しかしながら、人員の不足、日時の調整が叶わないなどの理由からで63%も断らざるをえなかった。
一方、利用のキャンセルは43%にのぼり、ヘルパー事業の不安定さも浮き彫りになりました。

私たちは、横浜ユニット連絡会等を通じて、アウトリーチ型支援の充実を横浜市に対して求めてきました。
産前産後ヘルパー支援のこうした提案に対しては、残念ながら2021年度予算には充分な見直しはありません。

友澤さんからは、改めて、
・利用手続きの簡素化、
・ヘルパー派遣に関わる事前のコーディネートに対する加算
・親支援の重要性。特にきょうだい児の送迎支援を可能とする制度の見直し

と言った提案がありました。引き続き働きかけを続けます。


今回の学習会には、様々な保育・子育て支援の現場からの参加があり、緊急事態下の厳しい子育て環境に対し、多様な知恵と工夫で乗り切ってきたそれぞれの状況も共有できました。
コロナウィルスの感染拡大は、子育てを取り巻く社会の厳しい一面を明らかにしました。
その状況下でも現場では、閉ざすことなく地域に窓をひらき、様々な支援を模索し続けています。

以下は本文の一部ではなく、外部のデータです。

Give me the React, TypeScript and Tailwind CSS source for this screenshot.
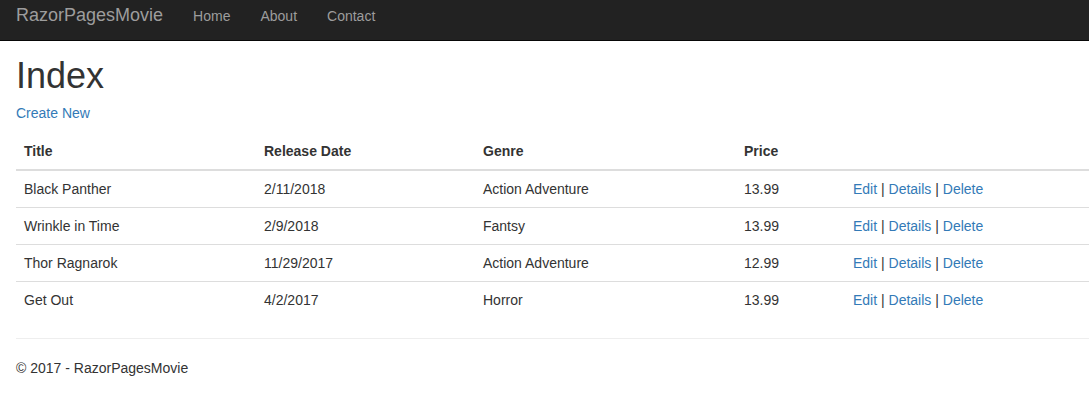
import React from "react";

const movies = [
  { title: "Black Panther", date: "2/11/2018", genre: "Action Adventure", price: "13.99" },
  { title: "Wrinkle in Time", date: "2/9/2018", genre: "Fantsy", price: "13.99" },
  { title: "Thor Ragnarok", date: "11/29/2017", genre: "Action Adventure", price: "12.99" },
  { title: "Get Out", date: "4/2/2017", genre: "Horror", price: "13.99" },
];

export default function App() {
  return (
    <div className="min-h-[415px] bg-white text-[14px] leading-[20px] text-[#333333] [font-family:'Liberation_Sans',Arial,sans-serif]">
      <nav className="h-[41px] bg-[#222222] border-b border-[#080808]">
        <div className="flex items-baseline pt-[5px] pl-[16px]">
          <a href="#" className="text-[18px] leading-[20px] text-[#9d9d9d]">RazorPagesMovie</a>
          <ul className="flex items-baseline ml-[15px]">
            {["Home", "About", "Contact"].map((l) => (
              <li key={l}>
                <a href="#" className="block px-[15px] text-[14px] leading-[20px] text-[#9d9d9d]">{l}</a>
              </li>
            ))}
          </ul>
        </div>
      </nav>
      <div className="pl-[16px]">
        <h1 className="mt-[15px] text-[36px] leading-[40px] font-normal text-[#333333]">Index</h1>
        <p className="mt-[7px] mb-[10px]">
          <a href="#" className="text-[#337ab7]">Create New</a>
        </p>
        <table className="w-full border-collapse table-fixed">
          <colgroup>
            <col className="w-[240px]" />
            <col className="w-[219px]" />
            <col className="w-[261px]" />
            <col className="w-[109px]" />
            <col />
          </colgroup>
          <thead>
            <tr>
              <th className="p-[8px] text-left font-bold border-b-2 border-[#dddddd]">Title</th>
              <th className="p-[8px] text-left font-bold border-b-2 border-[#dddddd]">Release Date</th>
              <th className="p-[8px] text-left font-bold border-b-2 border-[#dddddd]">Genre</th>
              <th className="p-[8px] text-left font-bold border-b-2 border-[#dddddd]">Price</th>
              <th className="p-[8px] border-b-2 border-[#dddddd]"></th>
            </tr>
          </thead>
          <tbody>
            {movies.map((m, i) => (
              <tr key={i}>
                <td className="p-[8px] border-t border-[#dddddd]">{m.title}</td>
                <td className="p-[8px] border-t border-[#dddddd]">{m.date}</td>
                <td className="p-[8px] border-t border-[#dddddd]">{m.genre}</td>
                <td className="p-[8px] border-t border-[#dddddd]">{m.price}</td>
                <td className="p-[8px] border-t border-[#dddddd]">
                  <a href="#" className="text-[#337ab7]">Edit</a> |{" "}
                  <a href="#" className="text-[#337ab7]">Details</a> |{" "}
                  <a href="#" className="text-[#337ab7]">Delete</a>
                </td>
              </tr>
            ))}
          </tbody>
        </table>
        <hr className="mt-[20px] mb-[19px] border-0 border-t border-[#eeeeee]" />
        <footer>
          <p>© 2017 - RazorPagesMovie</p>
        </footer>
      </div>
    </div>
  );
}
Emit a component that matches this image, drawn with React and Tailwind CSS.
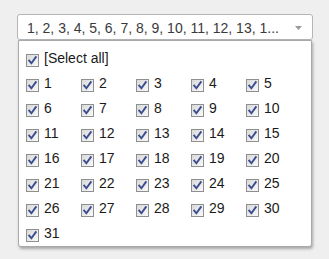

「多様化する生き方働き方に対し、保育所、一時保育、その他多様な子育て支援を繋ぎ合わせることで様々なニーズに応え、
子育てを地域社会全体に広げていくことも期待できる。」

という河野さんの提案には、前向きな思いが込められていて、これからの子育て支援のあり方の可能性を感じます。

これから、保育・子育て支援は、少子化が深刻さを増すにつれ、更なる変化も予想されます。
今後の政策動向も見据え、現場のリアルな声に基づいた保育・子育て支援を引き続き提言していきます。